Πέμπτη 5 Μαΐου 2011

Exhibition - Yohji Yamamoto at the V&A Museum 12 March - 10 July 2011


Yellow strapless silk dress and oversized coolie hat covered with draped silk, Yohji Yamamoto, Spring/Summer 1997


This exhibition explores the work of idiosyncratic and ground-breaking designer Yohji Yamamoto. Fabric, he said, 'is everything'. This deep interest in textiles is at the heart of his approach to design.

Yamamoto became internationally renowned in the early eighties for challenging traditional notions of fashion by designing garments that seemed oversized, unfinished, played with ideas of gender or fabrics not normally used in fashionable attire such as felt or neoprene. Other works revealed Yamamoto's unusual pattern cutting, knowledge of fashion history and sense of humour. His work is characterised by a frequent and skilful use of black, a colour which he describes as 'modest and arrogant at the same time'.
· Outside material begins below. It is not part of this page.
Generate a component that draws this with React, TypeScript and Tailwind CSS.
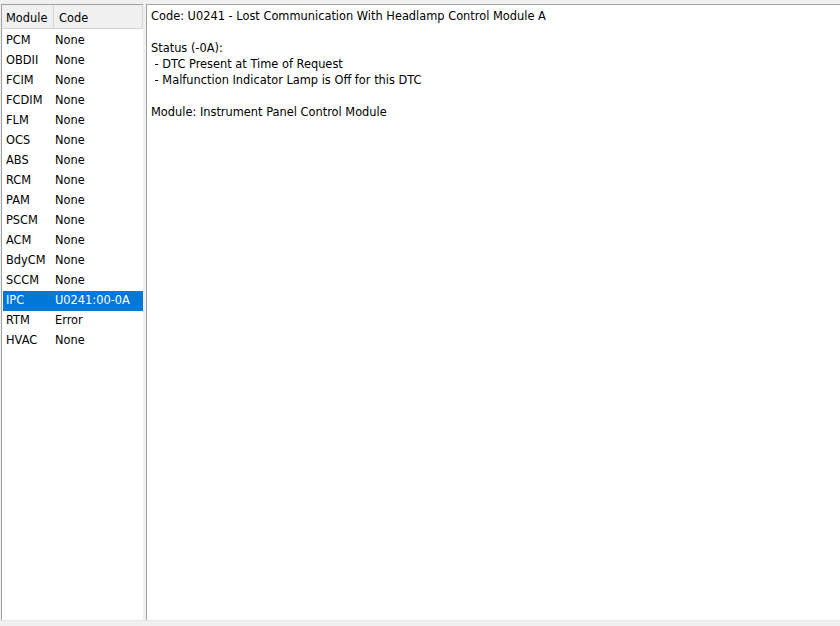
import React from "react";

const rows: [string, string][] = [
  ["PCM", "None"],
  ["OBDII", "None"],
  ["FCIM", "None"],
  ["FCDIM", "None"],
  ["FLM", "None"],
  ["OCS", "None"],
  ["ABS", "None"],
  ["RCM", "None"],
  ["PAM", "None"],
  ["PSCM", "None"],
  ["ACM", "None"],
  ["BdyCM", "None"],
  ["SCCM", "None"],
  ["IPC", "U0241:00-0A"],
  ["RTM", "Error"],
  ["HVAC", "None"],
];

export default function App() {
  return (
    <div
      className="w-[840px] h-[626px] bg-[#f0f0f0] flex flex-col overflow-hidden text-[11.4px] text-black"
      style={{ fontFamily: '"DejaVu Sans", Tahoma, sans-serif' }}
    >
      <div className="h-[4px] shrink-0" />
      <div className="flex flex-1 min-h-0 pl-[1px]">
        <div className="w-[142px] shrink-0 bg-white border-l border-t border-[#a0a0a0] flex flex-col">
          <div className="flex h-[24px] bg-[#f0f0f0] border-b border-[#d5d5d5]">
            <div className="w-[52px] border-r border-[#d5d5d5] pl-[4px] flex items-center pt-[5px]">Module</div>
            <div className="flex-1 pl-[5px] flex items-center border-r border-[#d5d5d5] pt-[5px]">Code</div>
          </div>
          <div className="pt-[2px] pl-[1px]">
            {rows.map(([m, c]) => {
              const sel = m === "IPC";
              return (
                <div
                  key={m}
                  className={`flex h-[20px] items-center ${sel ? "bg-[#0078d7] text-white" : ""}`}
                >
                  <div className="w-[52px] pl-[3px]">{m}</div>
                  <div className="flex-1">{c}</div>
                </div>
              );
            })}
          </div>
        </div>
        <div className="w-[3px] shrink-0" />
        <div className="flex-1 bg-white border-l border-t border-[#a0a0a0] pl-[4px] pt-[3px] leading-[16px]">
          <div>Code: U0241 - Lost Communication With Headlamp Control Module A</div>
          <div>&nbsp;</div>
          <div>Status (-0A):</div>
          <div>&nbsp;- DTC Present at Time of Request</div>
          <div>&nbsp;- Malfunction Indicator Lamp is Off for this DTC</div>
          <div>&nbsp;</div>
          <div>Module: Instrument Panel Control Module</div>
        </div>
      </div>
      <div className="h-[6px] shrink-0 bg-[#f0f0f0] border-t border-[#e6e6e6]" />
    </div>
  );
}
This retrospective, experienced through a series of site-specific installations throughout the V&A and beyond, includes Yamamoto's menswear for the first time. The main exhibition space houses over 60 creations and a multi-media timeline which reveals Yamamoto's wider creative output.
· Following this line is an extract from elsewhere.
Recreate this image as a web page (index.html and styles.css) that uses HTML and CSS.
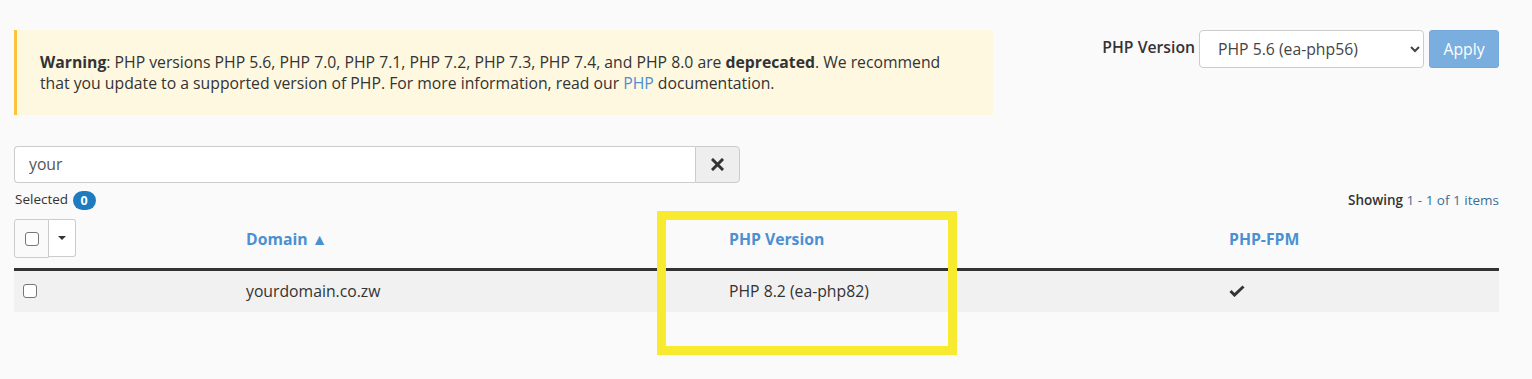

Sleeveless white felt dress with large collar, Yohji Yamamoto, Autumn/Winter 1996-7, Juste des Vêtements exhibition, Musée de la Mode et du Textile, Paris, 2005 © Courtesy of Gael Amzalag



Yohji Yamamoto installation in Gallery 38


Yohji Yamamoto installation in Gallery 38


Wapping Project satellites

As part of this exhibition, two further satellite installations are on display across London.


Yohji Making Waves, Wapping Projects, March 2011, photography by Imogen Eveson



Yohji's Women, Inez van Lamsweerde and Vinoodh Matadin for Yohji Yamamoto, Spring/Summer 1999, Wapping Bankside, March 2011


Yohji Yamamoto: The poet of black from Victoria and Albert Museum on Vimeo.
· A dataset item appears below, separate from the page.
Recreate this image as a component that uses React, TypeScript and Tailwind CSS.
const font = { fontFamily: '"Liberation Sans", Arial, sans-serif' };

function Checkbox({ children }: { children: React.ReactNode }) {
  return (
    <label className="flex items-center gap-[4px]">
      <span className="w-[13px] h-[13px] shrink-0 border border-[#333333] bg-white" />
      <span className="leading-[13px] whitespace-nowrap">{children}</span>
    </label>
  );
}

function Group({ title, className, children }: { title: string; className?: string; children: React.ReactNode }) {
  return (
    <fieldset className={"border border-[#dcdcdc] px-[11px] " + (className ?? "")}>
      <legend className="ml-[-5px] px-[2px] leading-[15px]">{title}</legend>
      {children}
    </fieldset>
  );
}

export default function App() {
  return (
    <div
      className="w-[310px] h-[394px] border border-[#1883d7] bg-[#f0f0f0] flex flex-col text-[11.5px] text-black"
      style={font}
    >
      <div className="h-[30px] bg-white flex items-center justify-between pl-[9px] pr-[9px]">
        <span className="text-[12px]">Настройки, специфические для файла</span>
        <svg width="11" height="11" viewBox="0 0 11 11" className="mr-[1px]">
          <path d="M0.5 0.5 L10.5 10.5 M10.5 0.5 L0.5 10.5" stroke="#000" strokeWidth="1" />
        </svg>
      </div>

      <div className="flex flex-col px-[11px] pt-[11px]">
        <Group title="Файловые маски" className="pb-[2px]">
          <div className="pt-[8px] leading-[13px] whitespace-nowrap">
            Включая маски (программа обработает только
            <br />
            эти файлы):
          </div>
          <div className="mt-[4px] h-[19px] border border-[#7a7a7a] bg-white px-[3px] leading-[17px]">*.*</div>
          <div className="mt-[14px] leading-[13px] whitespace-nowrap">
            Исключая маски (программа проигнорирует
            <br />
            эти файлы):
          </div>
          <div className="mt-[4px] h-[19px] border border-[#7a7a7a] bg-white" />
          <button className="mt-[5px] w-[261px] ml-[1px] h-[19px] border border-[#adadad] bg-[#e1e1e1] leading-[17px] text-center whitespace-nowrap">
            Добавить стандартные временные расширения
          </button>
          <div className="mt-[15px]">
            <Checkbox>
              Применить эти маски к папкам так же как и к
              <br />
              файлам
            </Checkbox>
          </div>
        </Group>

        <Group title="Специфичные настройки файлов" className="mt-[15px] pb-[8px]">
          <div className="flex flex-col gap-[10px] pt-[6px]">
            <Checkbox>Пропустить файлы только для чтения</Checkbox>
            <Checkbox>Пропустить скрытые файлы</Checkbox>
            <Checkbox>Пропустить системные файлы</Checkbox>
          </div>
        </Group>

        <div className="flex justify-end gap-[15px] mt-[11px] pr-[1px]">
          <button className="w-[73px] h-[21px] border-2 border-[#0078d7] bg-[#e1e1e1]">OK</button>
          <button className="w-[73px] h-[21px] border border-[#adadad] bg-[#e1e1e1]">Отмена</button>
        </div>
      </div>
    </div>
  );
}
Yohji Yamamoto reflects on his thirty year career in fashion. In this 20-minute film shot in Yamamoto's Tokyo studio, the designer provides a laconic, engaging and sometimes passionate commentary on his career and design values. He considers how his work has evolved since his Paris debut and explains why he designs so differently for men and women, and also provides a withering personal analysis of the current state of the fashion industry.